Ses allures faussement paysannes, si elles ne dépareillent pas au Sénat, ne lui donnent pas les clés de l'Hôtel de Ville de Lyon où il ambitionnait de succéder à Raymond Barre en 2001. Au soir du premier tour, il est dépassé dans certains arrondissements - dont le sien, le 5e - par les listes présentées par Charles Millon, et jette l'éponge. Il se refuse à toute alliance avec le paria qui a frayé avec le FN. Cette déroute - sa seule véritable défaite - ne met pas un coup d'arrêt à sa carrière. Envers et contre tout, il reste président du conseil général. En 2011, il est d'ailleurs donné perdant, emporté par la vague rose. Qu'importe si sa majorité stricte se réduit à 18 élus sur 54, il garde d'un cheveux son fauteuil, notamment grâce à la victoire de Michel Forissier à Meyzieu, récompensé par la 1ere vice-présidence.

Entre Bayrou et Sarkozy, il choisit les deux !

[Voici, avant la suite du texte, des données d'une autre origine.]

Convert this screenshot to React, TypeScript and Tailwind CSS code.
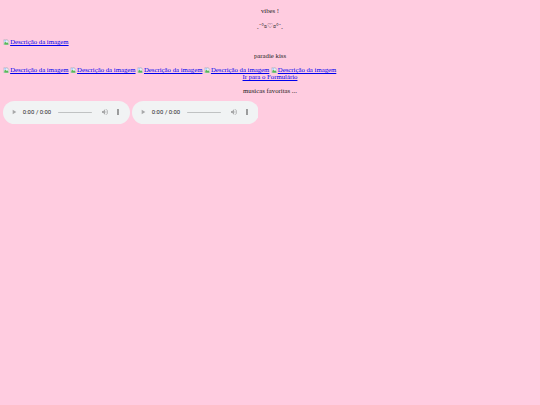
import React from 'react';

// Chrome-style broken image glyph, shown before the alt text
function BrokenImage() {
  return (
    <svg viewBox="0 0 16 16" className="inline-block h-4 w-4 align-[-3px]" aria-hidden="true">
      <path d="M2 1.5h8l3.5 3.5v9.5h-11.5z" fill="#fff" stroke="#9aa0a6" strokeWidth="1" />
      <path d="M10 1.5v3.5h3.5" fill="#e8eaed" stroke="#9aa0a6" strokeWidth="1" />
      <path d="M3 9l2.5-2.5 2.5 2.5 2-1.5 2.5 2.5v3.5h-9.5z" fill="#5bb55b" />
      <rect x="3" y="3" width="5" height="3" fill="#8ab4f8" />
    </svg>
  );
}

function ImgLink() {
  return (
    <a href="#" className="text-[#0000ee] underline">
      <BrokenImage />
      Descrição da imagem
    </a>
  );
}

export default function App() {
  return (
    <div className="flow-root min-h-screen bg-[#ffcce0] text-[#222]">
      <div className="flow-root px-2 [zoom:0.421875] font-['Liberation_Serif','DejaVu_Serif',serif] text-[16px] leading-[normal]">
        <p className="my-4 text-center">vibes !</p>
        <p className="my-4 text-center leading-[26px]">ˏˋ°ʚ♡ɞ°ˊˎ</p>

        <div>
          <ImgLink />
        </div>

        <p className="my-4 text-center">paradie kiss</p>

        <div>
          <ImgLink /> <ImgLink /> <ImgLink /> <ImgLink /> <ImgLink />
        </div>
        <div className="text-center">
          <a href="#" className="text-[#0000ee] underline">
            Ir para o Formulário
          </a>
        </div>

        <p className="my-4 text-center">musicas favoritas ...</p>

        <div>
          <audio controls className="inline-block" /> <audio controls className="inline-block" />
        </div>
      </div>
    </div>
  );
}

Au niveau national, le centriste catho se place dans la roue de François Bayrou, son grand ami. Il est trésorier de l'UDF puis du MoDem, mais assiste, impuissant voire co-responsable, à l'éradication du centre à Lyon, qui a successivement perdu la Ville et la région Rhône-Alpes. Est-ce vraiment un problème, lui qui jongle avec dextérité avec les étiquettes : UDF, MoDem, aujourd'hui UDI. Au Sénat, il rend des services à Nicolas Sarkozy qui ne l'oublie pas, le faisant entrer au gouvernement. Contre François Bayrou, Michel Mercier choisit le pouvoir. Il rêvait d'être ministre. En 2009, il est nommé ministre de l'Espace rural et de l'Aménagement du territoire. Il ne rompt cependant pas avec le Béarnais, dans un exercice d'équilibriste dont lui seul à le secret. François Bayrou n'avait pas été aussi indulgent avec Hervé Morin et Jean-Louis Borloo qui avaient eux-aussi succombé aux sirènes sarkozystes. Mercier, lui, continue d'être son ami.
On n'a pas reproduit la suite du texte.